Early next morning, April 1, SS Dupleix steamed out of Calcutta carrying Sri Aurobindo into the safety of the open seas and, four days later, on April 4, 1910, he reached Pondicherry.
🎍Calve Sankar Chettiar House 🎍
“..There also I remained in secrecy in the house of a prominent citizen until the acquittal, after which I announced my presence in French India…”
CWSA > Autobiographical Notes > The departure from Calcutta,1910 > Page 101
🕊 I am and will remain in Pondicherry’ 🕊
I shall be obliged if you will allow me to inform every one interested in my whereabouts through your journal that I am and will remain in Pondicherry.
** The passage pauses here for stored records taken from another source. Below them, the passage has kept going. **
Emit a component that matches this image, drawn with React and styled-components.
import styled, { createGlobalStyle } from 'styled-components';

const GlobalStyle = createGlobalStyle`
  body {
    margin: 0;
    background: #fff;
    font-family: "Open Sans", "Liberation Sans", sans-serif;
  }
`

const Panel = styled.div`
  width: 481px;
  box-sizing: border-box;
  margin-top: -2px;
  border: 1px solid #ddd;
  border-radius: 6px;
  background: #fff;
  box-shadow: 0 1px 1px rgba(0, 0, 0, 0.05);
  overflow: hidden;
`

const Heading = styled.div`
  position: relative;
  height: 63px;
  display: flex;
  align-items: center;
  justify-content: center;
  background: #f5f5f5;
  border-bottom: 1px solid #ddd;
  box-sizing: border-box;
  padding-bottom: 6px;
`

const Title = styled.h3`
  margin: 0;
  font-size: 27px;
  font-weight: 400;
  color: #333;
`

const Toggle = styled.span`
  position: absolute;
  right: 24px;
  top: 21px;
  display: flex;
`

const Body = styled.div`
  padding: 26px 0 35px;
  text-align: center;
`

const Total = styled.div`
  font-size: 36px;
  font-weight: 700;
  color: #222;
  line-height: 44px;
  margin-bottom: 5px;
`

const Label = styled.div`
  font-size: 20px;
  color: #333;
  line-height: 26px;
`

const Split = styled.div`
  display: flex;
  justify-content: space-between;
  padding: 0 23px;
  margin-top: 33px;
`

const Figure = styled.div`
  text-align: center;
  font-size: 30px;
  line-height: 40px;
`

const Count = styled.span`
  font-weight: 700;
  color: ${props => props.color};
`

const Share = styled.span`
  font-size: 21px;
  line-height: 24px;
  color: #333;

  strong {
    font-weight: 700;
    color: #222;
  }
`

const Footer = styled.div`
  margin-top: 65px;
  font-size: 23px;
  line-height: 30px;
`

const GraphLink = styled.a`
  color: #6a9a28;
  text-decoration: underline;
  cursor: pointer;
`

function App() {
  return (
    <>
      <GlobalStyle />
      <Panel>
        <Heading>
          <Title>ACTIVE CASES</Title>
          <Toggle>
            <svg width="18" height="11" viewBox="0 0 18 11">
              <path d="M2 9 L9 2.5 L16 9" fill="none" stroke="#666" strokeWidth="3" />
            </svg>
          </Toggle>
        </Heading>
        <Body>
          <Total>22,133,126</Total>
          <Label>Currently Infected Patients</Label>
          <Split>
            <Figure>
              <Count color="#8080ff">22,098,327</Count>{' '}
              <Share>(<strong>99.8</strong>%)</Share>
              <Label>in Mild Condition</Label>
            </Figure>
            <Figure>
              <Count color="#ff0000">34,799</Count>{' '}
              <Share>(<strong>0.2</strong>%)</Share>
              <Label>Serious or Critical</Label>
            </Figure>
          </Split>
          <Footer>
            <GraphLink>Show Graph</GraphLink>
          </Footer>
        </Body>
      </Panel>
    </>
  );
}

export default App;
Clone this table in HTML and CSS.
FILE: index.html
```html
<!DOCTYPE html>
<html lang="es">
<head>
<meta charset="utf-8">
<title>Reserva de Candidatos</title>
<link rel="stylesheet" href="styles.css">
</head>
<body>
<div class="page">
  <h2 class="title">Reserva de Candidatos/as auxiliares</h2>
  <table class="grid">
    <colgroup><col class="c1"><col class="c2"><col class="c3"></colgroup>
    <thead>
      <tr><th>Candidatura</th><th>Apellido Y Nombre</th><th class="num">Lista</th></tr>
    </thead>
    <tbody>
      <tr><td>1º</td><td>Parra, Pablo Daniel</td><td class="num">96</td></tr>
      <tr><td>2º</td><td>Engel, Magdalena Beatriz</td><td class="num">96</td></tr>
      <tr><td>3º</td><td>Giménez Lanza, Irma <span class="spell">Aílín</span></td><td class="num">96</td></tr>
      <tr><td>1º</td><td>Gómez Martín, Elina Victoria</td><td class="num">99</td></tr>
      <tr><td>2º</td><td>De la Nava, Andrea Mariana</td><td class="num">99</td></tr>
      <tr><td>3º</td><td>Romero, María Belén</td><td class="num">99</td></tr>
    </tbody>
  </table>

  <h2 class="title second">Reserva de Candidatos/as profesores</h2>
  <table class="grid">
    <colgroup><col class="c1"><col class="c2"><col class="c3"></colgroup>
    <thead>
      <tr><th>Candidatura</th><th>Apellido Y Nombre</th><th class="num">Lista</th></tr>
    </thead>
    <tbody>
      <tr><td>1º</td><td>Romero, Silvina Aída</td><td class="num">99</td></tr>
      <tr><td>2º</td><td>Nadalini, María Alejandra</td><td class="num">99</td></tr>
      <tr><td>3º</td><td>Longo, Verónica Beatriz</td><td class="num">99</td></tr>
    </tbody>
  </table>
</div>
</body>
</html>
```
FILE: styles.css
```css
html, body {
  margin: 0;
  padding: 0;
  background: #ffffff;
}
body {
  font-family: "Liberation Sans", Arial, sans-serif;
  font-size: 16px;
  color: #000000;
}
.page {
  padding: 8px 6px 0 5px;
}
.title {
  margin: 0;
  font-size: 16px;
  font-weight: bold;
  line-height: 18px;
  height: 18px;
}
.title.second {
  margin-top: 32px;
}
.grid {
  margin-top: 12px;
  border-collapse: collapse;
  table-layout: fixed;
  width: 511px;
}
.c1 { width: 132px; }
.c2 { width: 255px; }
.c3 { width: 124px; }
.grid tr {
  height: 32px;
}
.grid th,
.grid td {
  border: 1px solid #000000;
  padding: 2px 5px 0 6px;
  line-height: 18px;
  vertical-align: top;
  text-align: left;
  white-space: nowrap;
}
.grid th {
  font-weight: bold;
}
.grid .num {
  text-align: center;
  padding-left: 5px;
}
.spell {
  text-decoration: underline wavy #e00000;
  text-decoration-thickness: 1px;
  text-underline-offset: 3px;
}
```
I left British India over a month before proceedings were taken against me and, as I had purposely retired here in order to pursue my Yogic sadhana undisturbed by political action or pursuit and had already severed connection with my political work, I did not feel called upon to surrender on the warrant for sedition, as might have been incumbent on me if I had remained in the political field. I have since lived here as a religious recluse, visited only by a few friends, French and Indian, but my whereabouts have been an open secret,.. I find myself now compelled, somewhat against my will, to give my presence here a wider publicity.